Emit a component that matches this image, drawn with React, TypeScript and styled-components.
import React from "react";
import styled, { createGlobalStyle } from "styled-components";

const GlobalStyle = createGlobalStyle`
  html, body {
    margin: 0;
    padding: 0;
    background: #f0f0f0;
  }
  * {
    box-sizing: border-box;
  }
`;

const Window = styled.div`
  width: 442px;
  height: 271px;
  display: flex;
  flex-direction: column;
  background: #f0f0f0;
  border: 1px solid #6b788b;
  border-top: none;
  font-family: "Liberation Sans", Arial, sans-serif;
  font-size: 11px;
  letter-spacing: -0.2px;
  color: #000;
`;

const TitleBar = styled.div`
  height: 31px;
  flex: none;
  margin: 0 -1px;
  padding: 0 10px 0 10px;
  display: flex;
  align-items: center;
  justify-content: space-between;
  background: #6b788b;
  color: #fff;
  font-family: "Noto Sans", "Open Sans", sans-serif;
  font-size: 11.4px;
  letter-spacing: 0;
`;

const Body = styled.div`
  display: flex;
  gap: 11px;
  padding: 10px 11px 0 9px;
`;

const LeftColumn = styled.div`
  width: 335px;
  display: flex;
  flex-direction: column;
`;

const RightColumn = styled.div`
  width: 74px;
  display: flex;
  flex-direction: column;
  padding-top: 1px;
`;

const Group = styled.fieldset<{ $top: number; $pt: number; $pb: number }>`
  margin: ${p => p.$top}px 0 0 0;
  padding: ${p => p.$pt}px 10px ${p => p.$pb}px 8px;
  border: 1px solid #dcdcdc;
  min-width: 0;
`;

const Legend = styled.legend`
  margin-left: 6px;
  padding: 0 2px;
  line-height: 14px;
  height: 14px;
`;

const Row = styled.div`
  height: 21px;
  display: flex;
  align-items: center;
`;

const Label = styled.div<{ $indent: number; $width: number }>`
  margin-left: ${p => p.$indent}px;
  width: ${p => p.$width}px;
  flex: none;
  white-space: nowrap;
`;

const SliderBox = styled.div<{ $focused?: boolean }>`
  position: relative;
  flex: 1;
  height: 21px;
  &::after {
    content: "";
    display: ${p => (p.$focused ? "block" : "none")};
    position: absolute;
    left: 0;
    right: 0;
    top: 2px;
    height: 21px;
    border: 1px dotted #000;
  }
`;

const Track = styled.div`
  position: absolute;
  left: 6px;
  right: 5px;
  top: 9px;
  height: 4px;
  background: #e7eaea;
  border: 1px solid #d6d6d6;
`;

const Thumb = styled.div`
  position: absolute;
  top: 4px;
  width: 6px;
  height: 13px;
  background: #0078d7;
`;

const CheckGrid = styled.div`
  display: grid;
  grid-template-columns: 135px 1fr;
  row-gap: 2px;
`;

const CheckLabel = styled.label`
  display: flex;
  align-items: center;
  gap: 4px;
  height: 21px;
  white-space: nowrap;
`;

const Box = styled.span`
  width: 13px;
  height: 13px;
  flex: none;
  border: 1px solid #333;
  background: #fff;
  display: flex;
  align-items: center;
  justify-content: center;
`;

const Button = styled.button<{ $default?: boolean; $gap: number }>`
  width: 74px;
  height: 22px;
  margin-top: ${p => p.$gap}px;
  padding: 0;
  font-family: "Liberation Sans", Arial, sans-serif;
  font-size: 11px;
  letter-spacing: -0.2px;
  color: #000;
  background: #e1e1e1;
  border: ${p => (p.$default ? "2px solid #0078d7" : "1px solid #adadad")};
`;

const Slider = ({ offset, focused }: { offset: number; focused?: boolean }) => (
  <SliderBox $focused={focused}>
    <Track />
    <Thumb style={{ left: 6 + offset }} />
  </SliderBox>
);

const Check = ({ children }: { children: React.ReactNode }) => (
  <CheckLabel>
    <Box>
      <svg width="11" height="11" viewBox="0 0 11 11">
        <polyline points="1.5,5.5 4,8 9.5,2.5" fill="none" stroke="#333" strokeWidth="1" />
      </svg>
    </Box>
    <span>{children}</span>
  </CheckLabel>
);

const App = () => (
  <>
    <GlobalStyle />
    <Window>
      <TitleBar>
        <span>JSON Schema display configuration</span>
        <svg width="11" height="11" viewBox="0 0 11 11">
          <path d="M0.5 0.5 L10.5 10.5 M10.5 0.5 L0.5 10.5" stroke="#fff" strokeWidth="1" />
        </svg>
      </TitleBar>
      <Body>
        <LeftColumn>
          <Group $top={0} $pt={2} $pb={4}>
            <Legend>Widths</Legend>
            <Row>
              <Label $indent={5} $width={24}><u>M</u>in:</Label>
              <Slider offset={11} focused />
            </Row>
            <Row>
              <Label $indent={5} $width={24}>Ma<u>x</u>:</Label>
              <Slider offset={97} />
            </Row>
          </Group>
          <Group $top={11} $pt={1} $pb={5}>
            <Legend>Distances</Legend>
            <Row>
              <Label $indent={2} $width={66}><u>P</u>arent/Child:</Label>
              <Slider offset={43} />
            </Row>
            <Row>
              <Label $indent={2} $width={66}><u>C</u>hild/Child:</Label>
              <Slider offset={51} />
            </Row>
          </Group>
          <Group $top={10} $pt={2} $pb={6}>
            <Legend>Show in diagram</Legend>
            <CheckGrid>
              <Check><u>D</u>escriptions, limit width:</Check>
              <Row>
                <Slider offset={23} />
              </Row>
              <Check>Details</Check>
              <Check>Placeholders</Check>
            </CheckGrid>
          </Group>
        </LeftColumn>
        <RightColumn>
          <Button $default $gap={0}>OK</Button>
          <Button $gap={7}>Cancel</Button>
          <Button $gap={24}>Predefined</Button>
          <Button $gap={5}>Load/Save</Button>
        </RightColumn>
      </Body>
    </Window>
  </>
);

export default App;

[Task description]
Each line in the material above must be retyped without alteration.

[Result of the exercise]
Emit a component that matches this image, drawn with React, TypeScript and styled-components.
import React from "react";
import styled, { createGlobalStyle } from "styled-components";

const GlobalStyle = createGlobalStyle`
  html, body {
    margin: 0;
    padding: 0;
    background: #f0f0f0;
  }
  * {
    box-sizing: border-box;
  }
`;

const Window = styled.div`
  width: 442px;
  height: 271px;
  display: flex;
  flex-direction: column;
  background: #f0f0f0;
  border: 1px solid #6b788b;
  border-top: none;
  font-family: "Liberation Sans", Arial, sans-serif;
  font-size: 11px;
  letter-spacing: -0.2px;
  color: #000;
`;

const TitleBar = styled.div`
  height: 31px;
  flex: none;
  margin: 0 -1px;
  padding: 0 10px 0 10px;
  display: flex;
  align-items: center;
  justify-content: space-between;
  background: #6b788b;
  color: #fff;
  font-family: "Noto Sans", "Open Sans", sans-serif;
  font-size: 11.4px;
  letter-spacing: 0;
`;

const Body = styled.div`
  display: flex;
  gap: 11px;
  padding: 10px 11px 0 9px;
`;

const LeftColumn = styled.div`
  width: 335px;
  display: flex;
  flex-direction: column;
`;

const RightColumn = styled.div`
  width: 74px;
  display: flex;
  flex-direction: column;
  padding-top: 1px;
`;

const Group = styled.fieldset<{ $top: number; $pt: number; $pb: number }>`
  margin: ${p => p.$top}px 0 0 0;
  padding: ${p => p.$pt}px 10px ${p => p.$pb}px 8px;
  border: 1px solid #dcdcdc;
  min-width: 0;
`;

const Legend = styled.legend`
  margin-left: 6px;
  padding: 0 2px;
  line-height: 14px;
  height: 14px;
`;

const Row = styled.div`
  height: 21px;
  display: flex;
  align-items: center;
`;

const Label = styled.div<{ $indent: number; $width: number }>`
  margin-left: ${p => p.$indent}px;
  width: ${p => p.$width}px;
  flex: none;
  white-space: nowrap;
`;

const SliderBox = styled.div<{ $focused?: boolean }>`
  position: relative;
  flex: 1;
  height: 21px;
  &::after {
    content: "";
    display: ${p => (p.$focused ? "block" : "none")};
    position: absolute;
    left: 0;
    right: 0;
    top: 2px;
    height: 21px;
    border: 1px dotted #000;
  }
`;

const Track = styled.div`
  position: absolute;
  left: 6px;
  right: 5px;
  top: 9px;
  height: 4px;
  background: #e7eaea;
  border: 1px solid #d6d6d6;
`;

const Thumb = styled.div`
  position: absolute;
  top: 4px;
  width: 6px;
  height: 13px;
  background: #0078d7;
`;

const CheckGrid = styled.div`
  display: grid;
  grid-template-columns: 135px 1fr;
  row-gap: 2px;
`;

const CheckLabel = styled.label`
  display: flex;
  align-items: center;
  gap: 4px;
  height: 21px;
  white-space: nowrap;
`;

const Box = styled.span`
  width: 13px;
  height: 13px;
  flex: none;
  border: 1px solid #333;
  background: #fff;
  display: flex;
  align-items: center;
  justify-content: center;
`;

const Button = styled.button<{ $default?: boolean; $gap: number }>`
  width: 74px;
  height: 22px;
  margin-top: ${p => p.$gap}px;
  padding: 0;
  font-family: "Liberation Sans", Arial, sans-serif;
  font-size: 11px;
  letter-spacing: -0.2px;
  color: #000;
  background: #e1e1e1;
  border: ${p => (p.$default ? "2px solid #0078d7" : "1px solid #adadad")};
`;

const Slider = ({ offset, focused }: { offset: number; focused?: boolean }) => (
  <SliderBox $focused={focused}>
    <Track />
    <Thumb style={{ left: 6 + offset }} />
  </SliderBox>
);

const Check = ({ children }: { children: React.ReactNode }) => (
  <CheckLabel>
    <Box>
      <svg width="11" height="11" viewBox="0 0 11 11">
        <polyline points="1.5,5.5 4,8 9.5,2.5" fill="none" stroke="#333" strokeWidth="1" />
      </svg>
    </Box>
    <span>{children}</span>
  </CheckLabel>
);

const App = () => (
  <>
    <GlobalStyle />
    <Window>
      <TitleBar>
        <span>JSON Schema display configuration</span>
        <svg width="11" height="11" viewBox="0 0 11 11">
          <path d="M0.5 0.5 L10.5 10.5 M10.5 0.5 L0.5 10.5" stroke="#fff" strokeWidth="1" />
        </svg>
      </TitleBar>
      <Body>
        <LeftColumn>
          <Group $top={0} $pt={2} $pb={4}>
            <Legend>Widths</Legend>
            <Row>
              <Label $indent={5} $width={24}><u>M</u>in:</Label>
              <Slider offset={11} focused />
            </Row>
            <Row>
              <Label $indent={5} $width={24}>Ma<u>x</u>:</Label>
              <Slider offset={97} />
            </Row>
          </Group>
          <Group $top={11} $pt={1} $pb={5}>
            <Legend>Distances</Legend>
            <Row>
              <Label $indent={2} $width={66}><u>P</u>arent/Child:</Label>
              <Slider offset={43} />
            </Row>
            <Row>
              <Label $indent={2} $width={66}><u>C</u>hild/Child:</Label>
              <Slider offset={51} />
            </Row>
          </Group>
          <Group $top={10} $pt={2} $pb={6}>
            <Legend>Show in diagram</Legend>
            <CheckGrid>
              <Check><u>D</u>escriptions, limit width:</Check>
              <Row>
                <Slider offset={23} />
              </Row>
              <Check>Details</Check>
              <Check>Placeholders</Check>
            </CheckGrid>
          </Group>
        </LeftColumn>
        <RightColumn>
          <Button $default $gap={0}>OK</Button>
          <Button $gap={7}>Cancel</Button>
          <Button $gap={24}>Predefined</Button>
          <Button $gap={5}>Load/Save</Button>
        </RightColumn>
      </Body>
    </Window>
  </>
);

export default App;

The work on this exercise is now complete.